There are not many places in Logan that sell Tibetan prayer flags and handmade jewelry from countries across the globe, but Global Village, located on 146 N. 100 East, seems to have them all with a fair trade certification attached.

Pam Riley, retired USU professor and Global Village volunteer said Global Village is a nonprofit, volunteer-based organization, has been helping women across the globe survive and better the lives of their children by selling their artisan crafts at the store.

Selling things that are only fair trade ensures that the people who make these crafts get a fair price for the crafts that they made, allowing them to make more money and better their lives because of it.

Riley said the fair trade is the biggest draw to the store for him.

“I like the idea that we are helping people feed their families in these countries,” he said. “People get screwed so bad outside of the fair trade realm.”

Buying most of their inventory from fair trade organizations such as Ten Thousand Villages – the largest fair trade vendor in the U.S. – A Brighter Hope and A Greater Gift, Global Village is able to help people in more than 40 countries by selling their crafts by contracting with people in remote villages. A series of items sold at Global Village that are made out of recycled tea bags helps support 60 people in Africa, Riley said.

According to information provided by A Greater Gift and Ten Thousand Villages, buying fair trade means that these organizations are able to ensure that the people who are making the shop’s merchandise are not working in sweat shops and can set the prices for all of their products, built on their traditional skills. It also allows them to market their handicrafts in a just manner and educate consumers in the United States about economic justice and other cultures.

With the most popular items at the shop being jewelry and purses, Global Village carries a variety of handmade pieces from around the world, some made out of recycled materials such as bracelets made from the coloring on electrical wiring, others made out of glass beads from India and purses that are hand sewn out of vibrant batik fabrics.

Sally Keller, who manages Global Village, looks at Global Village beyond the cultural experience it provides people in the United States to what it provides for the artisans monetarily.

“We look at these items and they are nice but beyond that we look at the Artists, 70 percent of them women who are the the sole providers for their children,” Keller said. “There are many social issues that are affected by them selling their crafts.”

Global Village is able to help send children to school, better the kind of foods they eat and empower these women by selling their crafts, Keller said.

Men and women alike benefit from the items sold at Global Village, including Divine Chocolate, a fair trade chocolate company that comes from Ghana.

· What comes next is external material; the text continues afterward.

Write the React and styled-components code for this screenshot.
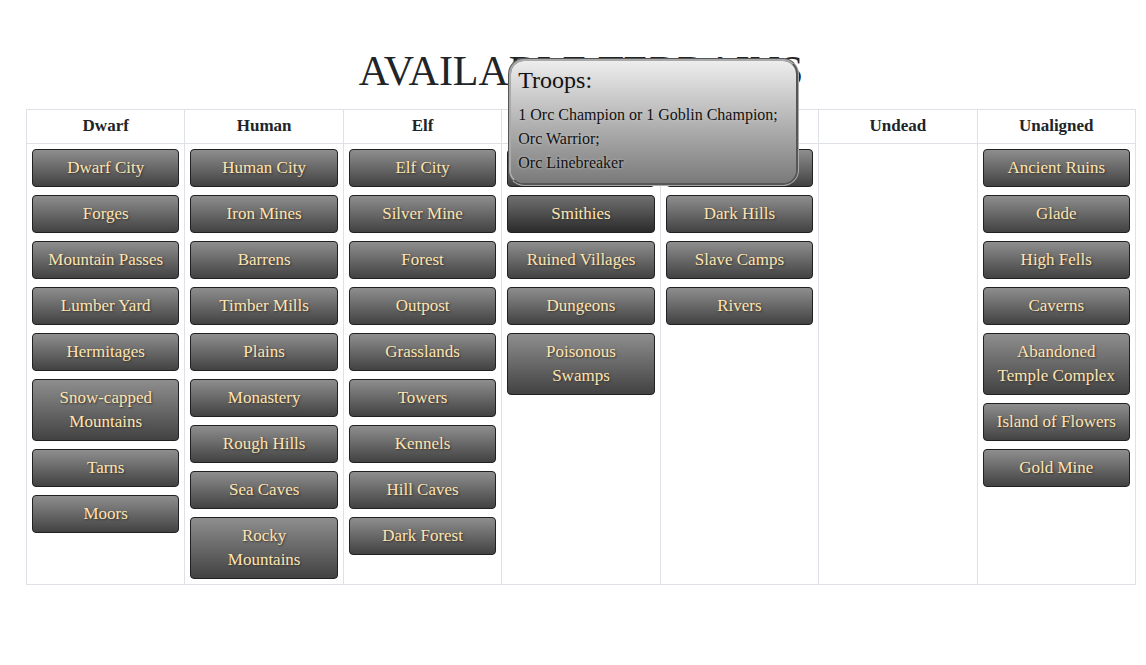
import React from "react";
import styled, { createGlobalStyle } from "styled-components";

const GlobalStyle = createGlobalStyle`
  *, *::before, *::after { box-sizing: border-box; }
  body {
    margin: 0;
    background: #fff;
    color: #212529;
    font-family: "Liberation Serif", "Times New Roman", serif;
    font-size: 17px;
    line-height: 24px;
  }
`;

const Page = styled.main`
  padding: 48px 10px 80px 26px;
`;

const Title = styled.h1`
  margin: 0 0 15px;
  font-size: 42px;
  line-height: 46px;
  font-weight: 400;
  text-align: center;
  text-transform: uppercase;
`;

const TerrainTable = styled.table`
  width: 100%;
  table-layout: fixed;
  border-collapse: collapse;
`;

const FactionHeading = styled.th`
  padding: 4px 5px 5px;
  border: 1px solid #dee2e6;
  font-weight: 700;
  text-align: center;
`;

const FactionCell = styled.td`
  padding: 5px;
  border: 1px solid #dee2e6;
  vertical-align: top;
`;

const TerrainList = styled.ul`
  display: flex;
  flex-direction: column;
  gap: 8px;
  margin: 0;
  padding: 0;
  list-style: none;
`;

const TerrainItem = styled.li`
  position: relative;
`;

const TerrainButton = styled.button`
  display: block;
  width: 100%;
  padding: 6px 8px;
  border: 1px solid #212121;
  border-radius: 4px;
  background: ${({ $active }) =>
    $active
      ? "linear-gradient(#707070, #2b2b2b)"
      : "linear-gradient(#8e8e8e, #424242)"};
  color: #ffe4b0;
  font: inherit;
  text-align: center;
  text-shadow: 1px 1px 2px #333;
  white-space: pre-line;
  cursor: pointer;
`;

const Tooltip = styled.div`
  position: absolute;
  z-index: 1;
  left: 1px;
  bottom: calc(100% + 9px);
  width: max-content;
  padding: 5px 18px 8px 7px;
  border: 3px groove #aaa;
  border-radius: 16px;
  background: linear-gradient(#f0f0f0, #777) border-box;
  color: #111;
  font-size: 16px;
  text-shadow: 0 0 3px #ccc;
`;

const TooltipTitle = styled.h2`
  margin: 0 0 8px;
  font-size: 24px;
  line-height: 29px;
  font-weight: 400;
`;

const TroopList = styled.div`
  display: flex;
  flex-direction: column;
`;

const factions = [
  { name: "Dwarf", terrains: ["Dwarf City", "Forges", "Mountain Passes", "Lumber Yard", "Hermitages", "Snow-capped\nMountains", "Tarns", "Moors"] },
  { name: "Human", terrains: ["Human City", "Iron Mines", "Barrens", "Timber Mills", "Plains", "Monastery", "Rough Hills", "Sea Caves", "Rocky\nMountains"] },
  { name: "Elf", terrains: ["Elf City", "Silver Mine", "Forest", "Outpost", "Grasslands", "Towers", "Kennels", "Hill Caves", "Dark Forest"] },
  { name: "", terrains: ["", "Smithies", "Ruined Villages", "Dungeons", "Poisonous\nSwamps"] },
  { name: "", terrains: ["", "Dark Hills", "Slave Camps", "Rivers"] },
  { name: "Undead", terrains: [] },
  { name: "Unaligned", terrains: ["Ancient Ruins", "Glade", "High Fells", "Caverns", "Abandoned\nTemple Complex", "Island of Flowers", "Gold Mine"] },
];

const troops = {
  Smithies: ["1 Orc Champion or 1 Goblin Champion;", "Orc Warrior;", "Orc Linebreaker"],
};

function Terrain({ name, active }) {
  return (
    <TerrainItem>
      <TerrainButton type="button" $active={active} aria-describedby={active ? "troops" : undefined}>
        {name || "\u00a0"}
      </TerrainButton>
      {active && (
        <Tooltip id="troops" role="tooltip">
          <TooltipTitle>Troops:</TooltipTitle>
          <TroopList>
            {troops[name].map((troop) => (
              <span key={troop}>{troop}</span>
            ))}
          </TroopList>
        </Tooltip>
      )}
    </TerrainItem>
  );
}

export default function App() {
  return (
    <>
      <GlobalStyle />
      <Page>
        <Title>Available Terrains</Title>
        <TerrainTable>
          <thead>
            <tr>
              {factions.map(({ name }, index) => (
                <FactionHeading key={index} scope="col">{name}</FactionHeading>
              ))}
            </tr>
          </thead>
          <tbody>
            <tr>
              {factions.map(({ terrains }, index) => (
                <FactionCell key={index}>
                  <TerrainList>
                    {terrains.map((terrain, row) => (
                      <Terrain key={row} name={terrain} active={terrain === "Smithies"} />
                    ))}
                  </TerrainList>
                </FactionCell>
              ))}
            </tr>
          </tbody>
        </TerrainTable>
      </Page>
    </>
  );
}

Divine Chocolate is the only cocoa co-op where the growers own a portion of the company, allowing them to see over the price of the cocoa and the operations of the company.

With no paid employees, it allows all the funds made to go directly back to those who are in need of them. Keller said she puts in as much time one would put into a full-time job, scheduling 12 volunteers a week to run the store, managing the daily activities and ordering for the store.

Global Village is open Thursday – Friday Noon until 6 p.m. and Saturday, 10 a.m. – 6 p.m.